How To Handle Hard Days
No discipline seems pleasant at the time, but painful. Later on, however, it produces a harvest of righteousness and peace for those who have been trained by it. Hebrews 12:11
If you think that you have troubles, let me tell you about Albert Kruger. He had one of those days that will haunt him for years. The last straw came when firemen, cleaning up a blaze that caused extensive damage to his home, greeted him at the door. His home wasn’t the only thing burned up. By that time Kruger was pretty hot himself. He told the firemen that his troubles started early in the morning when the family cat gave birth to five kittens, three of them stillborn. This upset his wife and children who, in turn, upset Kruger.

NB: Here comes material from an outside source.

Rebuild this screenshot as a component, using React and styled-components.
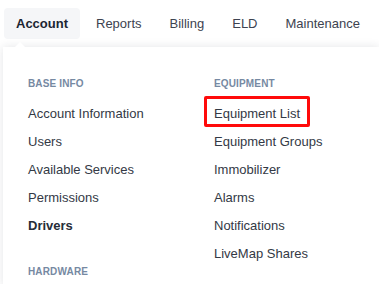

Then later in the day his dog bit somebody. To satisfy the victim who had been bitten by his dog, Kruger took the dog to the veterinarian. On the way, however, he stopped to make a phone call, and the dog jumped out of the window of the car. Immediately Kruger ran after his dog, who outran him and got away. About that time Kruger realized he had left his wallet and ran back to reclaim it. You guessed it. Somebody had gotten to his wallet before he did, and it was gone. Suffering the loss of his kittens, his wallet, and man’s best friend, his dog, Kruger turned toward home to nurse his wounds…when he was greeted by firemen.
There are days you just can’t win. Thank God, every day is not like that or there wouldn’t be a sane man walking the streets, but there are times when problems come not single file but in battalions, and it seems that we just can’t face them. As we pause for a minute and reflect, we have all had days that cause us to empathize with Kruger. If you had been Albert Kruger, how would you have reacted? How do you react when things go wrong? Remember the words of the Scottish poet, Robert Burns, “The best laid plans of mice and men go oft awry.”
Difficulties will do one of two things: They will either drive you to God for help and strength, or in bitterness and anger they will drive you further from Him. You see, it all depends on where you put yourself in relationship to trouble. You can try to put it behind you and thus it will drive you closer to God, or else that difficulty will stand between you and God, and you will grow bitter and angry.
Often our lives are so busy and filled with the pursuit of success or pleasure that we have little time for God or His will for our lives. Then difficulty strikes and your little world begins to crumble, and if you stop long enough, you will hear the still voice of God saying, “You’ve left Me out of your life.”
I’m thinking of a businessman who began climbing the ladder of success. He dabbled in church work, but really never got seriously involved. After all, he reasoned, God isn’t going to put me where I don’t want to go. He eventually became a major network news announcer. His home began to suffer. He was tense and nervous. Finally lightning struck. He was fired! As he sat nursing his wounded ego, he began to realize he had forgotten God. As the result of that crisis he turned to Christ and received Him as his personal Savior. Today he is in full time Christian work, thanking God for the tragedy that caused him to come to his senses.
God is not a cosmic killjoy who sits in Heaven engineering your troubles. To the contrary, He loves you very, very much. Yet because of that love, He may allow enough difficulties to come your way to make you realize you have left Him out of your life. When trouble knocks at your door, better decide where you will put it. Put it behind you and reach out by faith for the hand of God. Then, take on the day!
Resource reading: 2 Corinthians 4:7-18.